Scan the material for the word "styles", and copy each line where it shows up.

§ **Dataset extract**:
------------------------------
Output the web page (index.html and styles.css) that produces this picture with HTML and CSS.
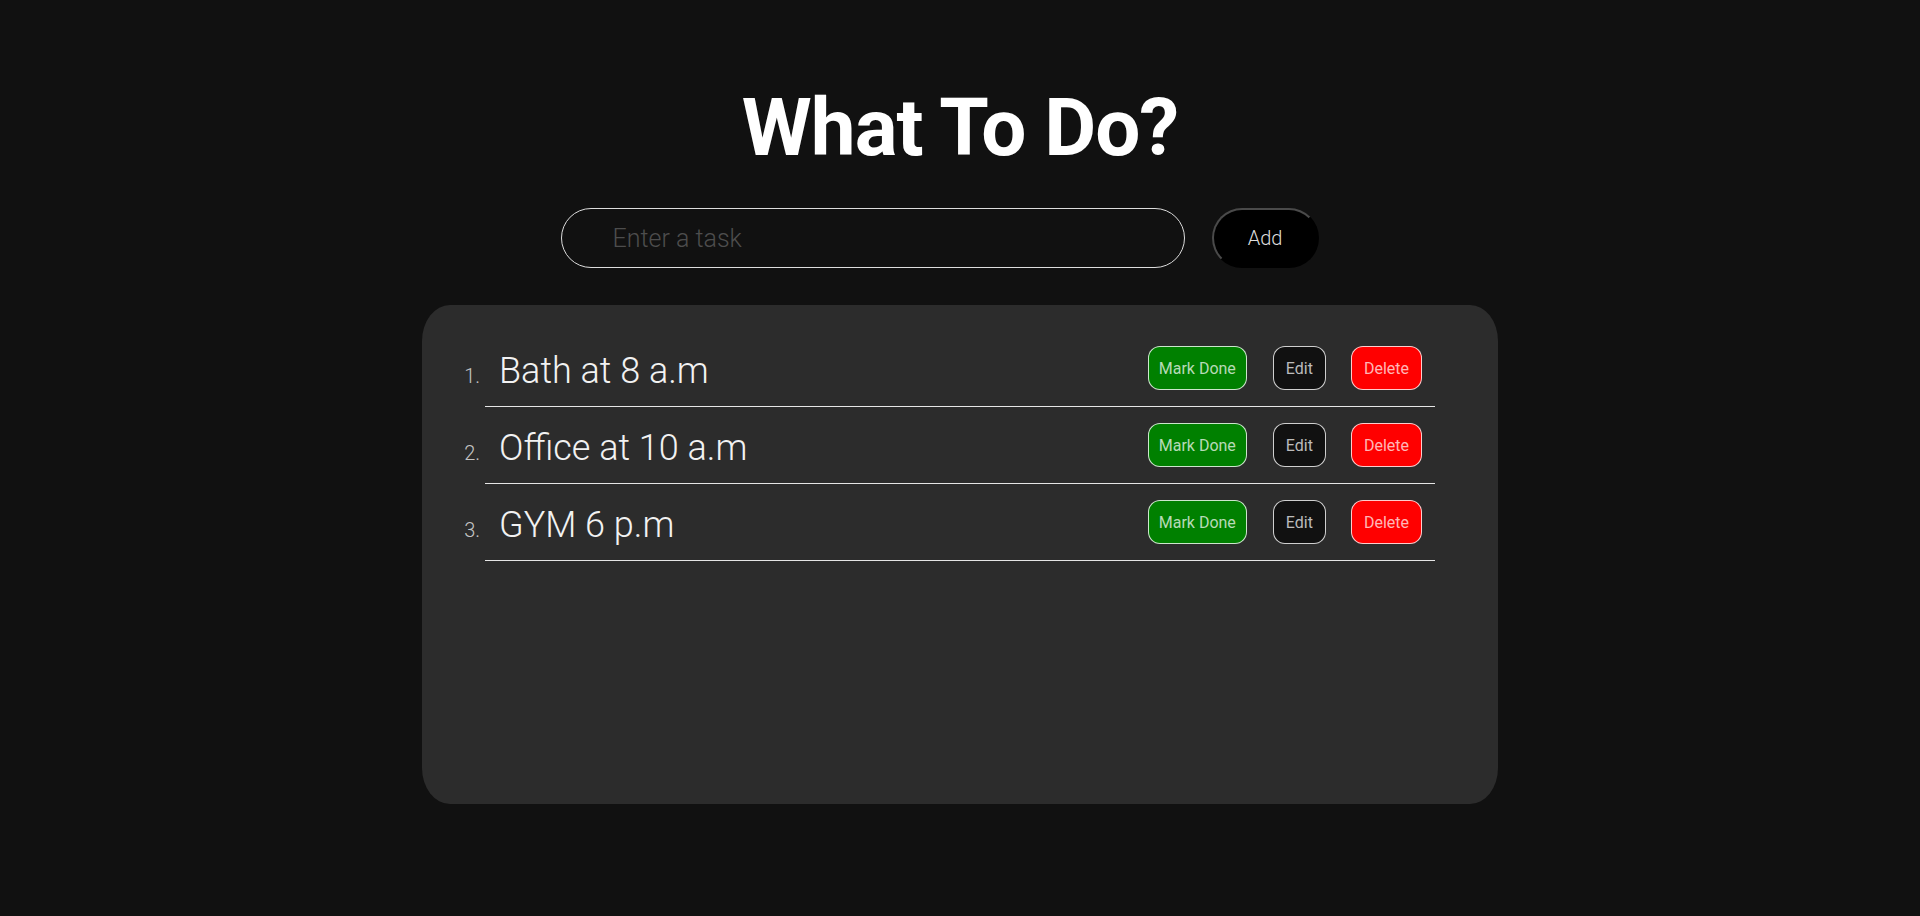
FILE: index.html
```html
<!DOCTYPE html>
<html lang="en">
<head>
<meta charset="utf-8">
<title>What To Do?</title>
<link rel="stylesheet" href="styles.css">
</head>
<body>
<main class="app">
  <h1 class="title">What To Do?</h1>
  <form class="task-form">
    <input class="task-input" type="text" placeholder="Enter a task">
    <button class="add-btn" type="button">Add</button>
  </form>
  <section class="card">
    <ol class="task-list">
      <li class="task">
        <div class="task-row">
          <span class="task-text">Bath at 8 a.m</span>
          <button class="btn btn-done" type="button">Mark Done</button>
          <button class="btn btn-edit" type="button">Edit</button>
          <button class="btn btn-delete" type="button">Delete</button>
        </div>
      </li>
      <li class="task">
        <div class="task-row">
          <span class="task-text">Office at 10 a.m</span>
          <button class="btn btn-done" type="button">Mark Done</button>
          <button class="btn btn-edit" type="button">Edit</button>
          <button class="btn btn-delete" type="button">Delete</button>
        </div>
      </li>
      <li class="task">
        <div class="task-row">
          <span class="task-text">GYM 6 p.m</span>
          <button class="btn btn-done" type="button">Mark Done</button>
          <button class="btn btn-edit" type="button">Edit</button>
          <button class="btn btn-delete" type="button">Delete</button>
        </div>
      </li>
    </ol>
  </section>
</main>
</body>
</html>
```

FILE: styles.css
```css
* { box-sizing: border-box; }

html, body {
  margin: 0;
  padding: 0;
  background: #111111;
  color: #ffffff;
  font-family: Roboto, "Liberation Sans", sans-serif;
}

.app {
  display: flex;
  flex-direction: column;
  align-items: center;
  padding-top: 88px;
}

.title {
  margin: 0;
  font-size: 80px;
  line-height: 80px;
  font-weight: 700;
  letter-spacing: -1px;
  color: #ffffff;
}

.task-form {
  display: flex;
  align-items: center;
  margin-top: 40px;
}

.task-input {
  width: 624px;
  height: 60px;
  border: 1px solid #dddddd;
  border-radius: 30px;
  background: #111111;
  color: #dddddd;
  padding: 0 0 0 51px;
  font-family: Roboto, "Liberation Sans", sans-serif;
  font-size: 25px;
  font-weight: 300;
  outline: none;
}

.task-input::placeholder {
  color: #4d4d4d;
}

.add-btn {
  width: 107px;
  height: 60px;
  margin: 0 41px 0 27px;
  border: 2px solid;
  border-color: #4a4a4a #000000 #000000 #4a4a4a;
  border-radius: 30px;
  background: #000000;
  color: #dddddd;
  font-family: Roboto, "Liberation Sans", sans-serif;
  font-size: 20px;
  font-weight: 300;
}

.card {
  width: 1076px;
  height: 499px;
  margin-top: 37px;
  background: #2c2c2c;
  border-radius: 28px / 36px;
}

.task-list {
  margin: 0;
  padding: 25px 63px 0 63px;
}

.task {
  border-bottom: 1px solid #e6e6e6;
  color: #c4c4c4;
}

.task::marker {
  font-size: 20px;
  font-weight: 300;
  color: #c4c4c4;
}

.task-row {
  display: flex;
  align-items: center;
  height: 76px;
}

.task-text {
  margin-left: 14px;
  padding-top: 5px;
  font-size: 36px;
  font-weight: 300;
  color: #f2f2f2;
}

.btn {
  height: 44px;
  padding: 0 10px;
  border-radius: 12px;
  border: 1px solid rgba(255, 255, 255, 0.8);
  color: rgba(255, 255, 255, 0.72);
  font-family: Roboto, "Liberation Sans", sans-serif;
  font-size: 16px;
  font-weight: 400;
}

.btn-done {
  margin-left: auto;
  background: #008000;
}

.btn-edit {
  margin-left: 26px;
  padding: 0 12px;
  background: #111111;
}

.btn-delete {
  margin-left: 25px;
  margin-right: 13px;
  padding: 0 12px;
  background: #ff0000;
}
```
------------------------------
§ **Finished task**:
Output the web page (index.html and styles.css) that produces this picture with HTML and CSS.
<link rel="stylesheet" href="styles.css">
FILE: styles.css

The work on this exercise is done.